Pihak Hutama Karya HK yang coba ditemui tim media dan pengacara warga desa Tawarotebota tidak bersedia di konfirmasi dengan alasan yang disampaikan oleh Harson selaku security di post 3.
“Tidak ada orang di kantor, semua lagi Rakornas di pusat, jadi tidak ada bisa ditemui” Kata Harson di post penjagaan, Kamis (05/10/2023).
Selanjutnya tim meminta nomor telepon pihak pihak HK yang bisa dimintai keterangan, Harson kemudian terlihat menelpon seseorang, dan sekitar 2 menit kemudian tim kembali bertanya, ada yang bisa di konfirmasi via telpon,? ” Tidak ada” Kata Harson singkat.

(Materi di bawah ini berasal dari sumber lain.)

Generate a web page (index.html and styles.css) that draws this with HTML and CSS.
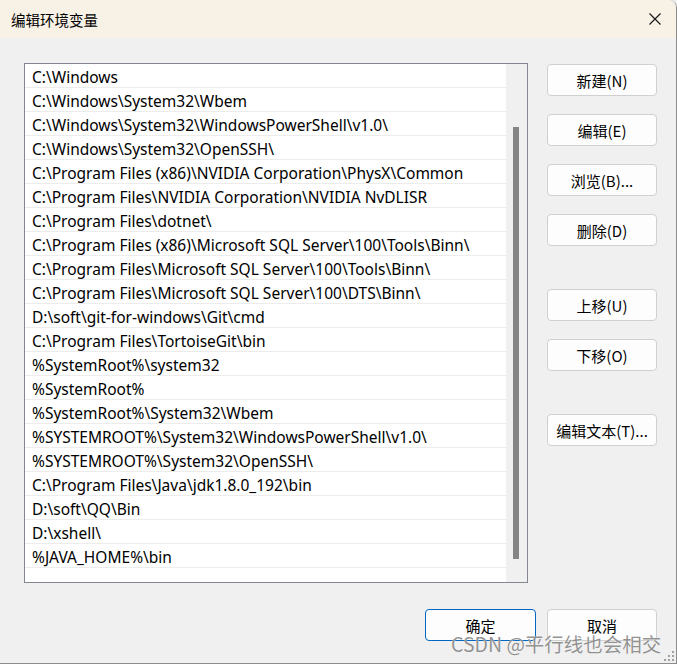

Kuasa Hukum warga desa Tawarotebota menilai bahwa upaya sistematis terus terlihat dari oknum oknum tidak bertanggung jawab karena kata dia, bagaimana mungkin pita yang sudah dipasang selama ini lengkap dengan plant spanduk dianggap tidak masuk dalam titik genangan oleh satgas (tim pengukur),
Lebih lanjut dikatakan bahwa proyek PSN tentu dilaksanakan para kontraktor-kontraktor profesional dan tentu sudah mengetahui titik mana saja yang akan terdampak genangan, sehingga jika tim pengukur BWS menyampaikan bahwa yang terpasang pita tidak masuk titik genangan, maka hal tersebut sangat aneh.
” tidak masuk titik genangan kata tim pengukur, lalu sebenarnya untuk siapa dan apa pita merah dan plant spanduk di pasang di lahan warga. Kan tidak masuk akal sudah dipasang pita cukup lama dengan plan spanduk lalu pada saat pengukuran hari ini Rabu, dikatakan tidak masuk titik genangan” Pungkas Herdi Jaya Ibrahim, SH.
Herdi berharap para penegak hukum untuk melakukan investigasi terkait masalah ini, dan menyandingkan dengan data yang dipegang warga desa Tawarotebota, sehingga persoalan ganti rugi lahan terdampak genangan benar benar sesuai ukuran dan pemilik yang sebenarnya, termasuk harus dibuktikan dasar yang di gunakan pihak yang klaim lahan warga desa Tawarotebota.